Collected data —
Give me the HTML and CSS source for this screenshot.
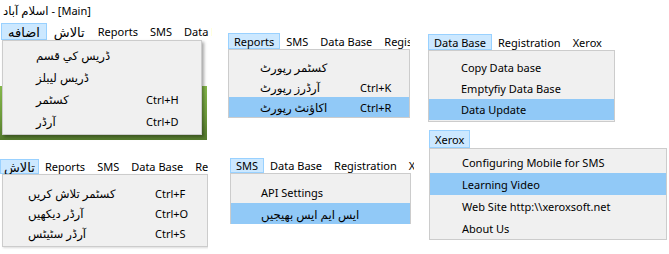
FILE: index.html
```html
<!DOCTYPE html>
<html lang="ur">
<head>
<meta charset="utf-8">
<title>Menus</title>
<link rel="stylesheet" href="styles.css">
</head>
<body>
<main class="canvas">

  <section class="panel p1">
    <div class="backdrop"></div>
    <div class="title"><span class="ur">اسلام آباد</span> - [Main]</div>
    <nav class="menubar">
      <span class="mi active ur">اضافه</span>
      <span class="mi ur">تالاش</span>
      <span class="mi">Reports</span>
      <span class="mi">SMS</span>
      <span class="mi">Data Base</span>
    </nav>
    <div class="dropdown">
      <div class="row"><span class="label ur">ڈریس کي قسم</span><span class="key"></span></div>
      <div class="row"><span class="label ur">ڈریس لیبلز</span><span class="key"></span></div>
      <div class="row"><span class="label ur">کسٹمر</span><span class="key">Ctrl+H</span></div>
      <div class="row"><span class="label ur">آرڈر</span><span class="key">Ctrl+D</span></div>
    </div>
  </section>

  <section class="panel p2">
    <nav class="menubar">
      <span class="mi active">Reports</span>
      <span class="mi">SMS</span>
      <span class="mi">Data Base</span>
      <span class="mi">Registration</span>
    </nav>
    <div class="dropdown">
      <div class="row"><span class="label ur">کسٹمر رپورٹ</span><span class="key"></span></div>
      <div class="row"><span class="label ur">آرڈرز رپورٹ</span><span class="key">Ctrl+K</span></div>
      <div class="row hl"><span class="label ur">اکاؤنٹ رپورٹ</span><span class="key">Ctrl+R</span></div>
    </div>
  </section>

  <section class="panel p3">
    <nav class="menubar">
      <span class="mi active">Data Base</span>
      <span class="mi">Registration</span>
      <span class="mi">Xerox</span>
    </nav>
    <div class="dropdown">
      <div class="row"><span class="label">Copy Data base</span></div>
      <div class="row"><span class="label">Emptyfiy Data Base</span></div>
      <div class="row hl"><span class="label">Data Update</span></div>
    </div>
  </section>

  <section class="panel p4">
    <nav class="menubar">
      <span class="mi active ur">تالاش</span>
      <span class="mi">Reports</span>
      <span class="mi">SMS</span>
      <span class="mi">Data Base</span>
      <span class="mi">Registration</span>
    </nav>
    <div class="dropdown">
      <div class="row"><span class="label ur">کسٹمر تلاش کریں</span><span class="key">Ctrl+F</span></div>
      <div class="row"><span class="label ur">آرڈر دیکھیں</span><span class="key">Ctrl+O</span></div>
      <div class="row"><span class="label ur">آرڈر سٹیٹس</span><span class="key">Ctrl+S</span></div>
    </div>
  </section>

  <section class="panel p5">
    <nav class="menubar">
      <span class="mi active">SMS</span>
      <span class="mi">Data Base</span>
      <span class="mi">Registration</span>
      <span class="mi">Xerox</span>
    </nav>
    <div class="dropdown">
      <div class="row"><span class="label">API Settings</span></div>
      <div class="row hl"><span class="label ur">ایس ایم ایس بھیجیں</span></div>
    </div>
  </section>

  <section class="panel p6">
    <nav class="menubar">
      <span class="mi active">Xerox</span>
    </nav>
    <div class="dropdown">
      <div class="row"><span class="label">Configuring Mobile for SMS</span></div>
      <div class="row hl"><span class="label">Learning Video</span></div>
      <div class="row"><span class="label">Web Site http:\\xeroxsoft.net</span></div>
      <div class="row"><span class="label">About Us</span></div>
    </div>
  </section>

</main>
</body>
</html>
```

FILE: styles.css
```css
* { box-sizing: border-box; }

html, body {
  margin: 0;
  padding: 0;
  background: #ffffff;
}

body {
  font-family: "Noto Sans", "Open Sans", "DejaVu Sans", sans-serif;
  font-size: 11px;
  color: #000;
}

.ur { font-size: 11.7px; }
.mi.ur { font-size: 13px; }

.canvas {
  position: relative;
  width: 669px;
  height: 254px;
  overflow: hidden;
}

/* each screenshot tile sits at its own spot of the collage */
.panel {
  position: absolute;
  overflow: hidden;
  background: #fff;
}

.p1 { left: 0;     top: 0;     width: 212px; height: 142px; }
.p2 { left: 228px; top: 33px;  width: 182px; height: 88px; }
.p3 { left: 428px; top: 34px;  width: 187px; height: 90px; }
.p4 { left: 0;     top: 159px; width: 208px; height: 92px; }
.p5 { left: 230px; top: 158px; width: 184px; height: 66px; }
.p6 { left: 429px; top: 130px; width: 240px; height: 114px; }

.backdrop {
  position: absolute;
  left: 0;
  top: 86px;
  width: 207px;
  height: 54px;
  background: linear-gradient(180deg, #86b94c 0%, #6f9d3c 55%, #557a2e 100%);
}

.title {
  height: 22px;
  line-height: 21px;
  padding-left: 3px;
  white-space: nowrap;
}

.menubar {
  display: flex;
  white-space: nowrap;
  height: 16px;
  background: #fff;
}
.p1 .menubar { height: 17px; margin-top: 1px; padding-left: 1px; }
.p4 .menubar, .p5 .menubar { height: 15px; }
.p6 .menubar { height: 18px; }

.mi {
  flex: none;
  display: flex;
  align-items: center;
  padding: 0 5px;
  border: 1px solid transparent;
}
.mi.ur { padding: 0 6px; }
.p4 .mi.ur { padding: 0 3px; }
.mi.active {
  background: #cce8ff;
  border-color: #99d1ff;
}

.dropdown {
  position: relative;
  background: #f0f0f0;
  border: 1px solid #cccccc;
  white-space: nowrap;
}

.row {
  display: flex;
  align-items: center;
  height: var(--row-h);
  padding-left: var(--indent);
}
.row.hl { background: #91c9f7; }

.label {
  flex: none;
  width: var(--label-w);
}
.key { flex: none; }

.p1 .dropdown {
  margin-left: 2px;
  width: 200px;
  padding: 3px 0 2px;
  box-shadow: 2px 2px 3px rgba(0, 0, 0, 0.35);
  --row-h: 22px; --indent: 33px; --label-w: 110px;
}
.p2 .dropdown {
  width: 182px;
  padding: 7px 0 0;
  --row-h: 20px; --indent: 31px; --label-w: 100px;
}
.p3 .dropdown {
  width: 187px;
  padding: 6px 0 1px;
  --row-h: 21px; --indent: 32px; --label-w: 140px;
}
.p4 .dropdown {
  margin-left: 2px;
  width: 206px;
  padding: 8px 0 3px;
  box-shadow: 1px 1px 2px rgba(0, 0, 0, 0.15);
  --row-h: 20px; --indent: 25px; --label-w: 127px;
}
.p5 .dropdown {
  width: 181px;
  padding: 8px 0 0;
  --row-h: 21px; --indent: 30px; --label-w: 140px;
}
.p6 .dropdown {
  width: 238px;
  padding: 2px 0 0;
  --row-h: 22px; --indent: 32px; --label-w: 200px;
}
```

Set problem —
All of the lines above should be printed exactly, minus the pictures.

Expected answer —
Give me the HTML and CSS source for this screenshot.
FILE: index.html
```html
<!DOCTYPE html>
<html lang="ur">
<head>
<meta charset="utf-8">
<title>Menus</title>
<link rel="stylesheet" href="styles.css">
</head>
<body>
<main class="canvas">

  <section class="panel p1">
    <div class="backdrop"></div>
    <div class="title"><span class="ur">اسلام آباد</span> - [Main]</div>
    <nav class="menubar">
      <span class="mi active ur">اضافه</span>
      <span class="mi ur">تالاش</span>
      <span class="mi">Reports</span>
      <span class="mi">SMS</span>
      <span class="mi">Data Base</span>
    </nav>
    <div class="dropdown">
      <div class="row"><span class="label ur">ڈریس کي قسم</span><span class="key"></span></div>
      <div class="row"><span class="label ur">ڈریس لیبلز</span><span class="key"></span></div>
      <div class="row"><span class="label ur">کسٹمر</span><span class="key">Ctrl+H</span></div>
      <div class="row"><span class="label ur">آرڈر</span><span class="key">Ctrl+D</span></div>
    </div>
  </section>

  <section class="panel p2">
    <nav class="menubar">
      <span class="mi active">Reports</span>
      <span class="mi">SMS</span>
      <span class="mi">Data Base</span>
      <span class="mi">Registration</span>
    </nav>
    <div class="dropdown">
      <div class="row"><span class="label ur">کسٹمر رپورٹ</span><span class="key"></span></div>
      <div class="row"><span class="label ur">آرڈرز رپورٹ</span><span class="key">Ctrl+K</span></div>
      <div class="row hl"><span class="label ur">اکاؤنٹ رپورٹ</span><span class="key">Ctrl+R</span></div>
    </div>
  </section>

  <section class="panel p3">
    <nav class="menubar">
      <span class="mi active">Data Base</span>
      <span class="mi">Registration</span>
      <span class="mi">Xerox</span>
    </nav>
    <div class="dropdown">
      <div class="row"><span class="label">Copy Data base</span></div>
      <div class="row"><span class="label">Emptyfiy Data Base</span></div>
      <div class="row hl"><span class="label">Data Update</span></div>
    </div>
  </section>

  <section class="panel p4">
    <nav class="menubar">
      <span class="mi active ur">تالاش</span>
      <span class="mi">Reports</span>
      <span class="mi">SMS</span>
      <span class="mi">Data Base</span>
      <span class="mi">Registration</span>
    </nav>
    <div class="dropdown">
      <div class="row"><span class="label ur">کسٹمر تلاش کریں</span><span class="key">Ctrl+F</span></div>
      <div class="row"><span class="label ur">آرڈر دیکھیں</span><span class="key">Ctrl+O</span></div>
      <div class="row"><span class="label ur">آرڈر سٹیٹس</span><span class="key">Ctrl+S</span></div>
    </div>
  </section>

  <section class="panel p5">
    <nav class="menubar">
      <span class="mi active">SMS</span>
      <span class="mi">Data Base</span>
      <span class="mi">Registration</span>
      <span class="mi">Xerox</span>
    </nav>
    <div class="dropdown">
      <div class="row"><span class="label">API Settings</span></div>
      <div class="row hl"><span class="label ur">ایس ایم ایس بھیجیں</span></div>
    </div>
  </section>

  <section class="panel p6">
    <nav class="menubar">
      <span class="mi active">Xerox</span>
    </nav>
    <div class="dropdown">
      <div class="row"><span class="label">Configuring Mobile for SMS</span></div>
      <div class="row hl"><span class="label">Learning Video</span></div>
      <div class="row"><span class="label">Web Site http:\\xeroxsoft.net</span></div>
      <div class="row"><span class="label">About Us</span></div>
    </div>
  </section>

</main>
</body>
</html>
```

FILE: styles.css
```css
* { box-sizing: border-box; }

html, body {
  margin: 0;
  padding: 0;
  background: #ffffff;
}

body {
  font-family: "Noto Sans", "Open Sans", "DejaVu Sans", sans-serif;
  font-size: 11px;
  color: #000;
}

.ur { font-size: 11.7px; }
.mi.ur { font-size: 13px; }

.canvas {
  position: relative;
  width: 669px;
  height: 254px;
  overflow: hidden;
}

/* each screenshot tile sits at its own spot of the collage */
.panel {
  position: absolute;
  overflow: hidden;
  background: #fff;
}

.p1 { left: 0;     top: 0;     width: 212px; height: 142px; }
.p2 { left: 228px; top: 33px;  width: 182px; height: 88px; }
.p3 { left: 428px; top: 34px;  width: 187px; height: 90px; }
.p4 { left: 0;     top: 159px; width: 208px; height: 92px; }
.p5 { left: 230px; top: 158px; width: 184px; height: 66px; }
.p6 { left: 429px; top: 130px; width: 240px; height: 114px; }

.backdrop {
  position: absolute;
  left: 0;
  top: 86px;
  width: 207px;
  height: 54px;
  background: linear-gradient(180deg, #86b94c 0%, #6f9d3c 55%, #557a2e 100%);
}

.title {
  height: 22px;
  line-height: 21px;
  padding-left: 3px;
  white-space: nowrap;
}

.menubar {
  display: flex;
  white-space: nowrap;
  height: 16px;
  background: #fff;
}
.p1 .menubar { height: 17px; margin-top: 1px; padding-left: 1px; }
.p4 .menubar, .p5 .menubar { height: 15px; }
.p6 .menubar { height: 18px; }

.mi {
  flex: none;
  display: flex;
  align-items: center;
  padding: 0 5px;
  border: 1px solid transparent;
}
.mi.ur { padding: 0 6px; }
.p4 .mi.ur { padding: 0 3px; }
.mi.active {
  background: #cce8ff;
  border-color: #99d1ff;
}

.dropdown {
  position: relative;
  background: #f0f0f0;
  border: 1px solid #cccccc;
  white-space: nowrap;
}

.row {
  display: flex;
  align-items: center;
  height: var(--row-h);
  padding-left: var(--indent);
}
.row.hl { background: #91c9f7; }

.label {
  flex: none;
  width: var(--label-w);
}
.key { flex: none; }

.p1 .dropdown {
  margin-left: 2px;
  width: 200px;
  padding: 3px 0 2px;
  box-shadow: 2px 2px 3px rgba(0, 0, 0, 0.35);
  --row-h: 22px; --indent: 33px; --label-w: 110px;
}
.p2 .dropdown {
  width: 182px;
  padding: 7px 0 0;
  --row-h: 20px; --indent: 31px; --label-w: 100px;
}
.p3 .dropdown {
  width: 187px;
  padding: 6px 0 1px;
  --row-h: 21px; --indent: 32px; --label-w: 140px;
}
.p4 .dropdown {
  margin-left: 2px;
  width: 206px;
  padding: 8px 0 3px;
  box-shadow: 1px 1px 2px rgba(0, 0, 0, 0.15);
  --row-h: 20px; --indent: 25px; --label-w: 127px;
}
.p5 .dropdown {
  width: 181px;
  padding: 8px 0 0;
  --row-h: 21px; --indent: 30px; --label-w: 140px;
}
.p6 .dropdown {
  width: 238px;
  padding: 2px 0 0;
  --row-h: 22px; --indent: 32px; --label-w: 200px;
}
```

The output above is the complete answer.